Professional cameras and lenses are expensive but they are also capable of producing impressive images using better quality glass in the lens and a better overall build and design. Specialized internal software in high end camera adjustments can not only increase great exposures but also get those fast action captures delightfully framed and adjusted. Specialized prime and zoom lenses are capable of capturing close up or distant images in strong light and near darkness. Professional and advancing photographers need to be able to make their shots count in any situation required within their job description. All that said, an expensive high end camera can be a difficult and frustrating tool in the hands of a novice.
Photography is an art form. Food for the soul so to speak. Creating/capturing a few visual moment can be sheer delight. Editing a poorly exposed or badly framed great shot is definitely a satisfying endeavour. In short, photography is not only a great lifetime hobby, it’s an ongoing work in progress that could eventually lead to a professional career.
I’m kinda at the stage in my journey when going to the dentist, barber shop, or doctor I look for a Sports Illustrated, Vanity Fair, or any magazine and look for the photos by Walter Iooss Jr., Annie Leibovitz, or anyone else who somehow achieved published magazine status. After studying the more interesting pics I ask myself, “How the heck did they get that shot?” I can usually figure out the technical answer using my library of photog reference material or by asking a more capable photographer or even Dr. Google. This path helps when translating moments holding the camera and seeing possibilities change and fly by through the lens. It sometimes helps to try to anticipate by keeping both eyes open, one on the larger field of vision beyond the lens and the other on both the subject and the numbers inside the camera to help ensure shutter speed, ISOs, etc. are correct for the moment being anticipated. The external dials and buttons eventually become memorized. And there’s always the histogram to view.
I usually keep about 30% of the shots I take in any given session and on average use about 1 out of 3 or 4 of those kept. I seldom shoot fully manual anymore like back in the film/analogue days since the new fast lenses and upscale DSLR camera software is just too good today. Shutter priority for faster action shots and exposure priority for scenic composition are the general go to settings on any given day anymore. But sometimes, when absolutely needed, it’s both set in a time sensitive manual.
Back in the day we took film to the camera store to be processed or we developed the negatives in dark rooms using developer, stop bath, and fixer. We first cut the negatives with Xacto/razor blades to crop the pic and straighten the horizon if necessary. Most of the tools and techniques we used in darkroom technology have been taken over and vastly improved with programs like Photoshop and Lightroom. I remember young students being amazed and delighted with the results when we made B&W contact prints with a small glass plate on top right in the classroom using negatives they brought from home and the lights (off/on/off) in the classroom. Today you can simply edit your shots within most of the new cameras/smartphones quickly and get greatly improved results.
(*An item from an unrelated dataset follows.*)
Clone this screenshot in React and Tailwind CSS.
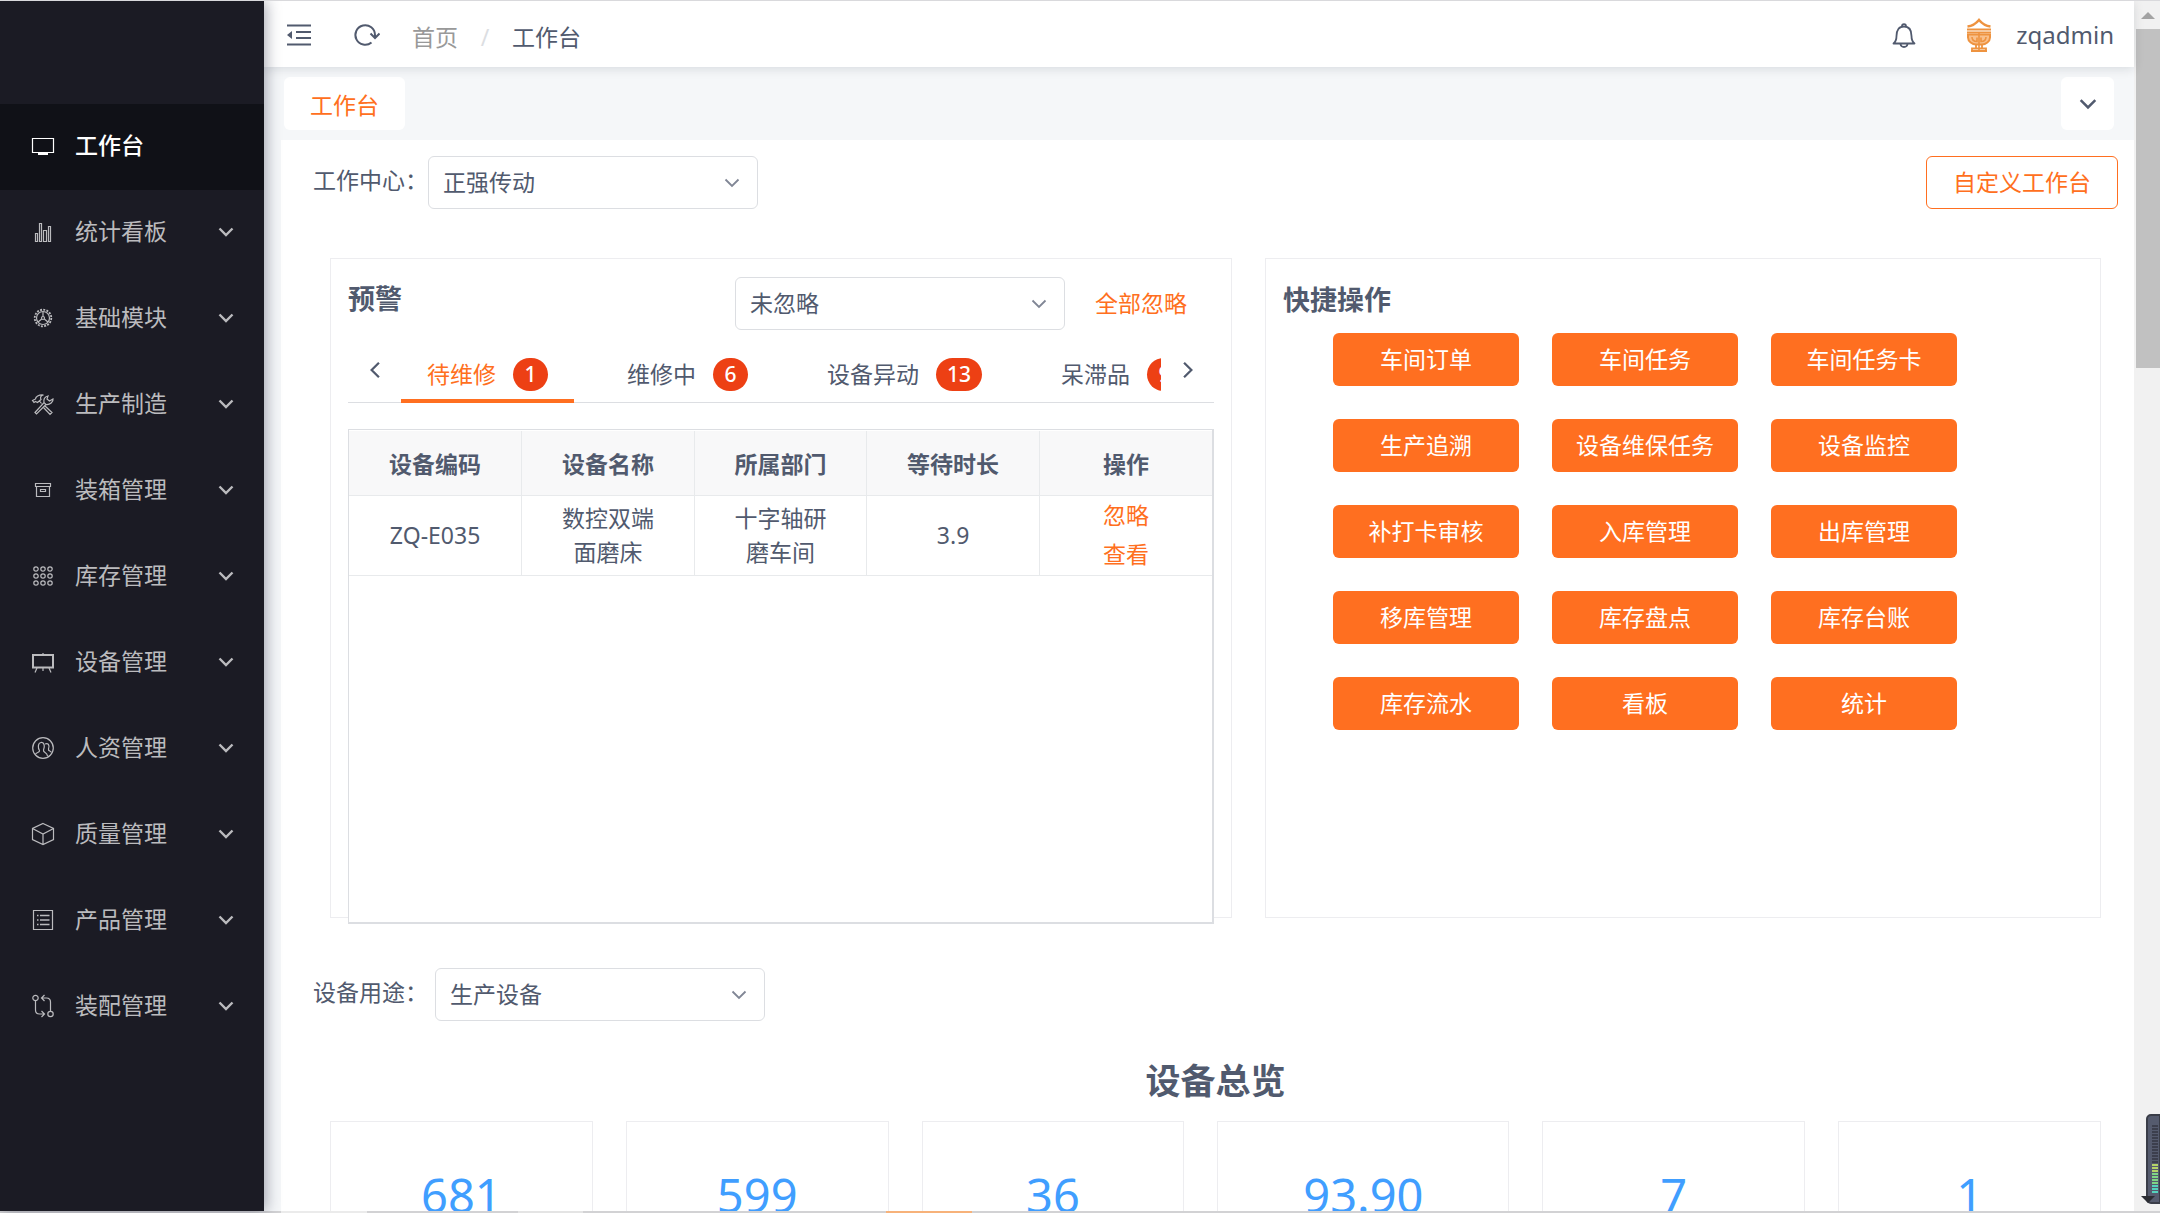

The downside still is storage and organization of files. Our basement is filled with thousands of old prints and slides in albums and slide trays. It’s hard to throw out a lifetime of memories captured at Christmas, the kids growing up, birthday parties, trips, etc. & whatever. Sure the old prints and slides can be converted to digital files but as mentioned all those and that need to be stored somewhere too.
Facebook, YouTube, Snapchat, Instagram, and the many other social media platforms are a good place to show, and motivate your photog improvements. A place to both test your courage and get reaction to your work and effort.
A website can also become a resume if you’re an aspiring photographer.
Final thoughts, . . .It’s mostly all about light. From what direction is it coming? Will it illuminate the face? Are the settings capable of capturing the shot? Where do I need to stand to get the best composition, the best available light, and maximize the camera’s capabilities?
Higher ISOs will help me increase shutter speed but too many ISOs will reduce the quality of the photo. Frame the subject, anticipate the subject’s movement to best capture what the subject is also trying to maximize.
Post editing the composition with the rule of thirds or the Fibonacci sequence & the golden ratio, whatever, will take care of the final composition. Always underexpose the shot taken in RAW so the critical photo information will all be there, nothing blown out with too much light.
It’s all about getting a few good captures in any given day so keep keep squeezing the shutter, with spot focus on the subject, as the action heats up.
All you need is THAT ONE MOMENT stored inside your camera and you’ve got the money shot!
aside: &BTW, did you know that by tilting your camera up and down parallel to the ground you can eliminate distorting the vertical lines in a shot? The shot in the journal introducing this entry (and way down below) with Nancie in the lens shows background lines perfectly aligned within the framing. The DSLR camera was tilted parallel to the floor (while watching the window shutters) as I moved in to get the shot.
tubed…
Maxxed out
There’s ice forming on the shoreline…
It’s Chris, . . .need I say any more?
Light reflecting on the face from the sail helps with the facial exposure in an otherwise difficult back lit condition…
Just tilt the camera till it’s parallel to the floor and the outward/inward curvature of the lines in the shutters now appear to be at right angles (or parallel) with the floor, not curved in or out. . .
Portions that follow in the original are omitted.